The Health Benefits of Hope
The implications of the COVID-19 pandemic are far-reaching, and although the health concerns about the virus itself are paramount in news coverage, the interaction between physical and mental health is well-documented.
Your mental health matters immensely, too. And though times feel dark, and daily life feels uncertain in unprecedented ways, one psychological factor that can help us immensely is hope.
Hope as a construct exists in both state forms (the hope you have in the present moment about specific things), and trait forms (the hopeful outlook you carry more generally, in a stable way, as part of your temperament).
When you summon it in either form, it can help not just your mental health, but your physical health as well. Optimism, a related construct where you are able to see more positive potential outcomes and not overgeneralize the negative, has additional benefits. Let's look at some of them.
Hope can reduce physical pain. Several studies have shown that those who have higher dispositional (trait) hope have lower perceptions of pain. This could be in part because people with higher hope are less likely to catastrophize about the pain, which in turn diminishes its mental hold on them. And when pain seems less powerful cognitively, it takes up less of your attention, allowing you to view it as less debilitating. The perception of pain is the classic example of a process that seems objective and physiological, but instead has much to do with our emotional and cognitive interpretation.

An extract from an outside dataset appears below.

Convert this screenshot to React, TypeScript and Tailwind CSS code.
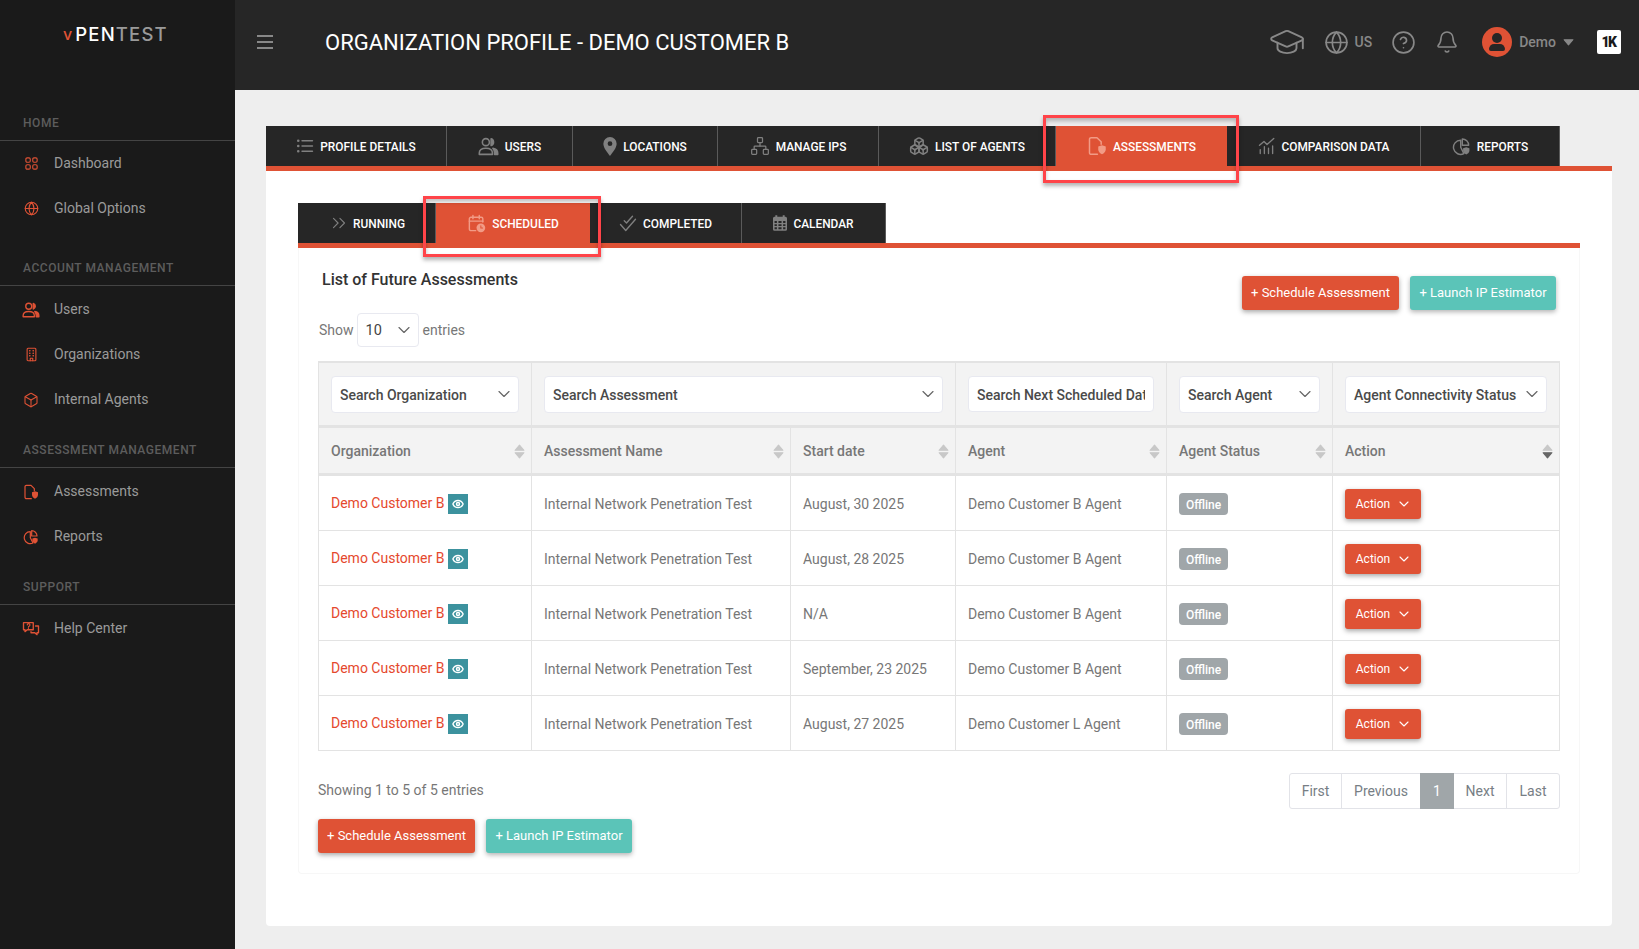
import React from "react";
import { Bell, Box, ChevronDown, ChevronsRight, CircleHelp, Eye, Globe, GraduationCap, Network, Boxes } from "lucide-react";

type IconProps = { className?: string };

const S = ({ className, children }: IconProps & { children: React.ReactNode }) => (
  <svg viewBox="0 0 24 24" fill="none" stroke="currentColor" strokeWidth="1.8" strokeLinecap="round" strokeLinejoin="round" className={className}>
    {children}
  </svg>
);

const GridIcon = ({ className }: IconProps) => (
  <S className={className}>
    <rect x="3" y="3" width="7" height="7" rx="2" />
    <rect x="14" y="3" width="7" height="7" rx="2" />
    <rect x="3" y="14" width="7" height="7" rx="2" />
    <rect x="14" y="14" width="7" height="7" rx="2" />
  </S>
);
const UsersIcon = ({ className }: IconProps) => (
  <S className={className}>
    <circle cx="9" cy="7" r="4" />
    <path d="M1.5 21v-1.500C1.5 16 4.500 14 9 14s7.500 2 7.500 5.500V21z" />
    <path d="M15 3.200a4 4 0 0 1 0 7.600z" fill="currentColor" />
    <path d="M17 14c3.500.5 5.500 2.500 5.500 5.500V21H19v-2c0-2-.8-3.500-2-5z" fill="currentColor" />
  </S>
);
const BuildingIcon = ({ className }: IconProps) => (
  <S className={className}>
    <rect x="5" y="2" width="14" height="20" rx="1.500" />
    <path d="M9 6h.5M14.500 6h.5M9 10h.5M14.500 10h.5M9 14h.5M14.500 14h.5" strokeWidth="2.200" />
    <path d="M10 22v-4h4v4" />
  </S>
);
const FileShieldIcon = ({ className }: IconProps) => (
  <S className={className}>
    <path d="M12.500 22H5a2 2 0 0 1-2-2V4a2 2 0 0 1 2-2h7l5 5v3" />
    <path d="M18 11l4.500 1.500v3.500c0 3-2 4.800-4.500 6-2.500-1.200-4.500-3-4.500-6v-3.500z" fill="currentColor" stroke="none" />
  </S>
);
const ReportsIcon = ({ className }: IconProps) => (
  <S className={className}>
    <path d="M11 4a9 9 0 1 0 4 17l-4-8z" />
    <path d="M13 2.500a8 8 0 0 1 8 8h-8z" />
    <path d="M18 13l4 1.300v2.700c0 2.500-1.800 4-4 5-2.200-1-4-2.500-4-5v-2.700z" fill="currentColor" stroke="none" />
  </S>
);
const HelpIcon = ({ className }: IconProps) => (
  <S className={className}>
    <path d="M2 3.500h13v9.500H7l-3 2.500V13H2z" />
    <path d="M18 8h4v9h-2v2.500L17 17h-5v-1.500" />
    <path d="M7 6.500a1.800 1.800 0 1 1 2.500 1.800c-.6.300-1 .7-1 1.200M8.500 11.200h0" strokeWidth="1.500" />
  </S>
);
const ListIcon = ({ className }: IconProps) => (
  <S className={className}>
    <path d="M8 5h14M8 12h14M8 19h14" />
    <path d="M3 5h.01M3 12h.01M3 19h.01" strokeWidth="3.500" />
  </S>
);
const PinIcon = ({ className }: IconProps) => (
  <svg viewBox="0 0 14 20" className={className} fill="currentColor">
    <path fillRule="evenodd" d="M7 0a7 7 0 0 1 7 7c0 4.500-4.500 9.500-7 13C4.500 16.500 0 11.500 0 7a7 7 0 0 1 7-7zm0 4.500a2.500 2.500 0 1 0 0 5 2.500 2.500 0 0 0 0-5z" />
  </svg>
);
const CompareIcon = ({ className }: IconProps) => (
  <S className={className}>
    <path d="M2 11l6-5 4 4 9-8" />
    <path d="M3 22v-5M8.500 22v-9M14 22v-7M19.500 22v-10" />
  </S>
);
const CalendarClockIcon = ({ className }: IconProps) => (
  <S className={className}>
    <path d="M11 21H5a2 2 0 0 1-2-2V6a2 2 0 0 1 2-2h13a2 2 0 0 1 2 2v4" />
    <path d="M3 9h17M7.500 2v4M15.500 2v4" />
    <circle cx="17.500" cy="17.500" r="5.500" fill="currentColor" stroke="none" />
    <path d="M17.500 15v2.800h2.200" stroke="#df5235" strokeWidth="1.300" />
  </S>
);
const DoubleCheckIcon = ({ className }: IconProps) => (
  <S className={className}>
    <path d="M2 14l7 8L22 7" />
    <path d="M7 9l3 3 8-9" />
  </S>
);
const CalendarGridIcon = ({ className }: IconProps) => (
  <svg viewBox="0 0 18 20" className={className} fill="currentColor">
    <path fillRule="evenodd" d="M3 0h2.500v2h7V0H15v2h1a2 2 0 0 1 2 2v14a2 2 0 0 1-2 2H2a2 2 0 0 1-2-2V4a2 2 0 0 1 2-2h1zM2 7.500V10h3V7.500zm5 0V10h4V7.500zm6 0V10h3V7.500zM2 11.500V14h3v-2.500zm5 0V14h4v-2.500zm6 0V14h3v-2.500zM2 15.500V18h3v-2.500zm5 0V18h4v-2.500zm6 0V18h3v-2.500z" />
  </svg>
);

const Triangle = ({ up, className }: { up?: boolean; className?: string }) => (
  <svg viewBox="0 0 10 6" className={className} fill="currentColor" stroke="currentColor" strokeWidth="1" strokeLinejoin="round">
    {up ? <path d="M1 5.500 5 .8 9 5.500z" /> : <path d="M1 .5 5 5.200 9 .5z" />}
  </svg>
);

const SortIcon = ({ active }: { active?: boolean }) => (
  <span className="flex flex-col gap-[1px] w-[11px] shrink-0">
    <Triangle up className="w-[11px] h-[7px] text-[#c8c8c8]" />
    <Triangle className={active ? "w-[11px] h-[7px] text-[#666666]" : "w-[11px] h-[7px] text-[#c8c8c8]"} />
  </span>
);

function SectionLabel({ children }: { children: React.ReactNode }) {
  return (
    <div className="h-[35px] pl-[23px] pb-[9px] flex items-end border-b border-[#444444] text-[12px] font-medium tracking-[0.55px] leading-[16px] text-[#5d5d5d]">
      {children}
    </div>
  );
}

function SideItem({ icon, label }: { icon: React.ReactNode; label: string }) {
  return (
    <div className="h-[45px] flex items-center text-[14px] text-[#9a9a9a]">
      <span className="w-[54px] flex justify-center pl-[14px] pr-[6px] text-[#df5235]">{icon}</span>
      {label}
    </div>
  );
}

const topTabs = [
  { w: "w-[181px]", label: "PROFILE DETAILS", icon: <ListIcon className="w-[18px] h-[18px]" /> },
  { w: "w-[126px]", label: "USERS", icon: <UsersIcon className="w-[21px] h-[21px]" /> },
  { w: "w-[145px]", label: "LOCATIONS", icon: <PinIcon className="w-[14px] h-[19px]" /> },
  { w: "w-[161px]", label: "MANAGE IPS", icon: <Network className="w-[20px] h-[20px]" strokeWidth={1.5} /> },
  { w: "w-[177px]", label: "LIST OF AGENTS", icon: <Boxes className="w-[20px] h-[20px]" strokeWidth={1.8} /> },
  { w: "w-[171px]", label: "ASSESSMENTS", icon: <FileShieldIcon className="w-[20px] h-[20px]" />, active: true },
  { w: "w-[194px]", label: "COMPARISON DATA", icon: <CompareIcon className="w-[18px] h-[18px]" /> },
  { w: "w-[139px]", label: "REPORTS", icon: <ReportsIcon className="w-[19px] h-[19px]" /> },
];

const subTabs = [
  { w: "w-[138px]", label: "RUNNING", icon: <ChevronsRight className="w-[22px] h-[22px] -mr-[3px]" strokeWidth={1.2} /> },
  { w: "w-[154px]", label: "SCHEDULED", icon: <CalendarClockIcon className="w-[19px] h-[19px]" />, active: true },
  { w: "w-[152px]", label: "COMPLETED", icon: <DoubleCheckIcon className="w-[18px] h-[18px]" /> },
  { w: "w-[144px]", label: "CALENDAR", icon: <CalendarGridIcon className="w-[14px] h-[16px]" /> },
];

function Tab({ w, label, icon, active }: { w: string; label: string; icon: React.ReactNode; active?: boolean }) {
  return active ? (
    <div className={`${w} h-[40px] shrink-0 flex items-center justify-center gap-[6px] bg-[#df5235] text-white text-[11.9px] font-medium`}>
      <span className="flex text-[#f29b86]">{icon}</span>
      <span className="pt-[3px]">{label}</span>
    </div>
  ) : (
    <div className={`${w} h-[40px] shrink-0 flex items-center justify-center gap-[6px] bg-[#262626] border-r border-[#5a5a5a] text-white text-[11.9px] font-medium`}>
      <span className="flex text-[#808080]">{icon}</span>
      <span className="pt-[3px]">{label}</span>
    </div>
  );
}

function PrimaryBtn({ children }: { children: React.ReactNode }) {
  return (
    <button className="h-[34px] w-[157px] rounded-[3px] bg-[#df5235] text-white text-[13px] shadow-[0_2px_5px_rgba(0,0,0,0.35)]">
      {children}
    </button>
  );
}
function TealBtn({ children }: { children: React.ReactNode }) {
  return (
    <button className="h-[34px] w-[146px] rounded-[3px] bg-[#5bc4b8] text-white text-[13px] shadow-[0_2px_5px_rgba(0,0,0,0.3)]">
      {children}
    </button>
  );
}

function FilterSelect({ label, w }: { label: string; w: string }) {
  return (
    <div className={`${w} h-[37px] rounded-[4px] bg-white border border-[#e8e9f0] pl-[8px] pr-[4px] flex items-center justify-between text-[14px] font-medium text-[#4a4a4a]`}>
      <span className="whitespace-nowrap pt-[3px]">{label}</span>
      <ChevronDown className="w-[20px] h-[20px] text-[#666666]" strokeWidth={1.4} />
    </div>
  );
}

const rows = [
  ["August, 30 2025", "Demo Customer B Agent"],
  ["August, 28 2025", "Demo Customer B Agent"],
  ["N/A", "Demo Customer B Agent"],
  ["September, 23 2025", "Demo Customer B Agent"],
  ["August, 27 2025", "Demo Customer L Agent"],
];

const headers = ["Organization", "Assessment Name", "Start date", "Agent", "Agent Status", "Action"];

export default function App() {
  return (
    <div className="flex h-screen overflow-hidden bg-[#eeeeee] font-['Roboto',sans-serif]">
      <aside className="w-[235px] shrink-0 bg-[#1a1a1a]">
        <div className="h-[106px] pl-[63px] pt-[22px]">
          <div className="flex items-end leading-[24px] text-[18.500px] font-['Inter',sans-serif] font-medium">
            <span className="text-[#df5235] mr-[3px] text-[16px]">v</span>
            <span className="text-white tracking-[1.2px]">PEN</span>
            <span className="text-[#9a9a9a] tracking-[1.2px]">TEST</span>
          </div>
        </div>
        <div className="mb-[20px]">
          <SectionLabel>HOME</SectionLabel>
          <SideItem icon={<GridIcon className="w-[15px] h-[15px]" />} label="Dashboard" />
          <SideItem icon={<Globe className="w-[15px] h-[15px]" strokeWidth={1.8} />} label="Global Options" />
        </div>
        <div className="mb-[12px]">
          <SectionLabel>ACCOUNT MANAGEMENT</SectionLabel>
          <div className="pt-[1px] -mb-[1px]">
            <SideItem icon={<UsersIcon className="w-[18px] h-[18px]" />} label="Users" />
            <SideItem icon={<BuildingIcon className="w-[15px] h-[15px]" />} label="Organizations" />
            <SideItem icon={<Box className="w-[16px] h-[16px]" strokeWidth={1.6} />} label="Internal Agents" />
          </div>
        </div>
        <div className="mb-[12px]">
          <SectionLabel>ASSESSMENT MANAGEMENT</SectionLabel>
          <div className="pt-[1px] -mb-[1px]">
            <SideItem icon={<FileShieldIcon className="w-[16px] h-[16px]" />} label="Assessments" />
            <SideItem icon={<ReportsIcon className="w-[16px] h-[16px]" />} label="Reports" />
          </div>
        </div>
        <div>
          <SectionLabel>SUPPORT</SectionLabel>
          <div className="pt-[1px]">
            <SideItem icon={<HelpIcon className="w-[18px] h-[18px]" />} label="Help Center" />
          </div>
        </div>
      </aside>

      <div className="flex-1 min-w-0 flex flex-col">
        <header className="h-[90px] shrink-0 bg-[#262626] flex items-center pl-[22px] pr-[18px] pb-[6px] text-[#888888]">
          <div className="w-[16px] flex flex-col gap-[4px] mr-[52px]">
            <span className="h-[2px] bg-[#888888]" />
            <span className="h-[2px] bg-[#888888]" />
            <span className="h-[2px] bg-[#888888]" />
          </div>
          <h1 className="text-[22px] text-white font-normal whitespace-nowrap">ORGANIZATION PROFILE - DEMO CUSTOMER B</h1>
          <div className="ml-auto flex items-center">
            <GraduationCap className="w-[38px] h-[38px] mr-[18px]" strokeWidth={1.2} />
            <Globe className="w-[25px] h-[25px] mr-[6px]" strokeWidth={1.6} />
            <span className="text-[14px] font-medium mr-[19px]">US</span>
            <CircleHelp className="w-[25px] h-[25px] mr-[19px]" strokeWidth={1.6} />
            <Bell className="w-[24px] h-[24px] mr-[23px]" strokeWidth={1.6} />
            <span className="w-[30px] h-[30px] rounded-full bg-[#df5235] mr-[7px] flex flex-col items-center justify-center gap-[1px] overflow-hidden">
              <span className="w-[10px] h-[10px] rounded-full bg-[#262626]" />
              <span className="w-[16px] h-[7px] rounded-t-[8px] rounded-b-[3px] bg-[#262626]" />
            </span>
            <span className="text-[14px] font-medium mr-[7px]">Demo</span>
            <Triangle className="w-[11px] h-[7px] mr-[23px]" />
            <span className="w-[24px] h-[24px] rounded-[2px] bg-white flex items-center justify-center text-[#1a1a1a] text-[14px] font-black tracking-[-1.5px] pr-[1px]">
              1K
            </span>
          </div>
        </header>

        <main className="flex-1 min-h-0 pl-[31px] pr-[27px] pt-[36px]">
          <div className="relative flex">
            {topTabs.map((t) => (
              <Tab key={t.label} {...t} />
            ))}
            <div className="absolute left-[777px] top-[-11px] w-[196px] h-[68px] border-[3px] border-[#ff4449] shadow-[0_3px_4px_rgba(0,0,0,0.3),inset_0_3px_4px_rgba(0,0,0,0.25)]" />
          </div>
          <div className="h-[5px] bg-[#df5235]" />
          <div className="bg-white rounded-b-[4px] pt-[32px] px-[32px] pb-[52px]">
            <div className="relative flex">
              {subTabs.map((t) => (
                <Tab key={t.label} {...t} />
              ))}
              <div className="absolute left-[125px] top-[-7px] w-[178px] h-[61px] border-[3px] border-[#ff4449] shadow-[0_3px_4px_rgba(0,0,0,0.3),inset_0_3px_4px_rgba(0,0,0,0.25)]" />
            </div>
            <div className="h-[5px] bg-[#df5235]" />
            <section className="border-x border-b border-[#f7f7f7] rounded-b-[4px] px-[19px] pt-[20px] pb-[20px]">
              <div className="flex justify-between items-start">
                <h2 className="pl-[4px] text-[16px] leading-[24px] font-medium text-[#333333]">List of Future Assessments</h2>
                <div className="flex gap-[11px] pr-[4px] pt-[8px]">
                  <PrimaryBtn>+ Schedule Assessment</PrimaryBtn>
                  <TealBtn>+ Launch IP Estimator</TealBtn>
                </div>
              </div>
              <div className="mt-[3px] h-[34px] flex items-center text-[14px] text-[#777777]">
                <span className="pl-[1px]">Show</span>
                <div className="ml-[3px] mr-[4px] w-[62px] h-[34px] rounded-[4px] border border-[#e8e9f0] pl-[8px] pr-[4px] flex items-center justify-between text-[#444444] text-[14.500px]">
                  <span className="pt-[2px]">10</span>
                  <ChevronDown className="w-[20px] h-[20px] text-[#666666]" strokeWidth={1.4} />
                </div>
                <span>entries</span>
              </div>

              <table className="mt-[14px] w-[1242px] table-fixed border-separate border-spacing-0 text-[14px]">
                <colgroup>
                  <col className="w-[214px]" />
                  <col className="w-[259px]" />
                  <col className="w-[165px]" />
                  <col className="w-[211px]" />
                  <col className="w-[166px]" />
                  <col className="w-[227px]" />
                </colgroup>
                <thead>
                  <tr className="bg-[#f3f3f3]">
                    <th className="h-[67px] border-t-2 border-b-[3px] border-l border-r border-[#e3e3e3] pl-[12px] pr-[12px] font-normal">
                      <FilterSelect label="Search Organization" w="w-[188px]" />
                    </th>
                    <th colSpan={2} className="border-t-2 border-b-[3px] border-r border-[#e3e3e3] pl-[12px] pr-[12px] font-normal">
                      <FilterSelect label="Search Assessment" w="w-[399px]" />
                    </th>
                    <th className="border-t-2 border-b-[3px] border-r border-[#e3e3e3] pl-[12px] pr-[12px] font-normal">
                      <input
                        readOnly
                        placeholder="Search Next Scheduled Date"
                        className="w-[186px] h-[36px] rounded-[4px] bg-white border border-[#e8e9f0] px-[8px] pt-[2px] text-[14px] font-medium placeholder:text-[#4a4a4a] outline-none"
                      />
                    </th>
                    <th className="border-t-2 border-b-[3px] border-r border-[#e3e3e3] pl-[12px] pr-[12px] font-normal">
                      <FilterSelect label="Search Agent" w="w-[141px]" />
                    </th>
                    <th className="border-t-2 border-b-[3px] border-r border-[#e3e3e3] pl-[12px] font-normal">
                      <FilterSelect label="Agent Connectivity Status" w="w-[202px]" />
                    </th>
                  </tr>
                  <tr className="bg-[#f3f3f3]">
                    {headers.map((h, i) => (
                      <th
                        key={h}
                        className={
                          i === 0
                            ? "h-[48px] pt-[2px] border-b-[3px] border-l border-r border-[#e3e3e3] pl-[12px] pr-[6px] font-medium text-[#777777] text-left"
                            : "h-[48px] pt-[2px] border-b-[3px] border-r border-[#e3e3e3] pl-[12px] pr-[6px] font-medium text-[#777777] text-left"
                        }
                      >
                        <div className="flex items-center justify-between">
                          {h}
                          <SortIcon active={h === "Action"} />
                        </div>
                      </th>
                    ))}
                  </tr>
                </thead>
                <tbody className="text-[#777777]">
                  {rows.map(([date, agent], i) => (
                    <tr key={i}>
                      <td className="h-[55px] pt-[2px] border-b border-l border-r border-[#e3e3e3] pl-[12px]">
                        <div className="flex items-center gap-[4px] text-[#e5482d]">
                          <span className="relative top-[-1px]">Demo Customer B</span>
                          <span className="w-[20px] h-[20px] bg-[#3c929e] flex items-center justify-center">
                            <Eye className="w-[12px] h-[12px] text-white" strokeWidth={3} />
                          </span>
                        </div>
                      </td>
                      <td className="pt-[2px] border-b border-r border-[#e3e3e3] pl-[12px] whitespace-nowrap">Internal Network Penetration Test</td>
                      <td className="pt-[2px] border-b border-r border-[#e3e3e3] pl-[12px] whitespace-nowrap">{date}</td>
                      <td className="pt-[2px] border-b border-r border-[#e3e3e3] pl-[12px] whitespace-nowrap">{agent}</td>
                      <td className="pt-[2px] border-b border-r border-[#e3e3e3] pl-[12px]">
                        <span className="inline-flex items-center justify-center w-[49px] h-[22px] pt-[1px] rounded-[4px] bg-[#a0a6a9] text-white text-[12px] font-medium">
                          Offline
                        </span>
                      </td>
                      <td className="pt-[1px] border-b border-r border-[#e3e3e3] pl-[12px]">
                        <button className="w-[76px] h-[30px] pl-[2px] rounded-[3px] bg-[#df5235] text-white text-[12px] flex items-center justify-center gap-[6px] shadow-[0_2px_5px_rgba(0,0,0,0.35)]">
                          Action
                          <ChevronDown className="w-[16px] h-[16px]" strokeWidth={1.6} />
                        </button>
                      </td>
                    </tr>
                  ))}
                </tbody>
              </table>

              <div className="mt-[22px] h-[36px] flex items-center justify-between text-[14px] text-[#777777]">
                <span className="pb-[2px]">Showing 1 to 5 of 5 entries</span>
                <div className="flex h-[36px] rounded-[3px] border border-[#e2e3e8] text-[#777e85]">
                  <span className="w-[52px] flex items-center justify-center border-r border-[#e2e3e8]">First</span>
                  <span className="w-[78px] flex items-center justify-center">Previous</span>
                  <span className="w-[34px] -my-[1px] flex items-center justify-center bg-[#a0a6a9] text-white">1</span>
                  <span className="w-[53px] flex items-center justify-center border-r border-[#e2e3e8]">Next</span>
                  <span className="w-[52px] flex items-center justify-center">Last</span>
                </div>
              </div>
              <div className="mt-[10px] flex gap-[11px]">
                <PrimaryBtn>+ Schedule Assessment</PrimaryBtn>
                <TealBtn>+ Launch IP Estimator</TealBtn>
              </div>
            </section>
          </div>
        </main>
      </div>
    </div>
  );
}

Hope may boost circulation and respiration. Hope, optimism, and a positive outlook, in general, have been associated with protection against chronic illnesses. This may be in part because the absence of depression or chronic negative emotions is important in its own right — we know that those can be detrimental to overall health. It could also be that people who are more hopeful and optimistic are more likely to engage in positive health behaviors and take better care of themselves. That said, it is still strongly suggested that hope in and of itself has a positive effect on physiological processes like circulation and respiration, most likely because of its stress-reduction properties — which in turn help keep the nervous system from being overtaxed.
Optimism improves cardiovascular health. The data is convincing: Optimism is good for your heart health. Large-scale meta-analyses have shown that an optimistic outlook reduces your risk of heart attack, and the data is so significant that many cardiovascular experts believe that improving mental health outlook is a crucial part of preventative treatment for heart disease. The connection should not be considered surprising, given that the stress response — a direct link between emotional health and physical health — plays such an important role in long-term heart health.
Another factor in this connection is blood pressure. Hope and optimism can have positive effects on blood pressure, boosting treatment efforts for hypertension. When blood pressure is managed and maintained within healthier levels, the benefits extend beyond your heart, helping prevent your risk of stroke as well.
So, as you observe your thoughts during this stressful time, try to catch yourself in thinking that is unduly catastrophic. Make a plan to manage your anxiety on a daily basis in ways that help you feel more in control and increase your sense of predictability and controllability.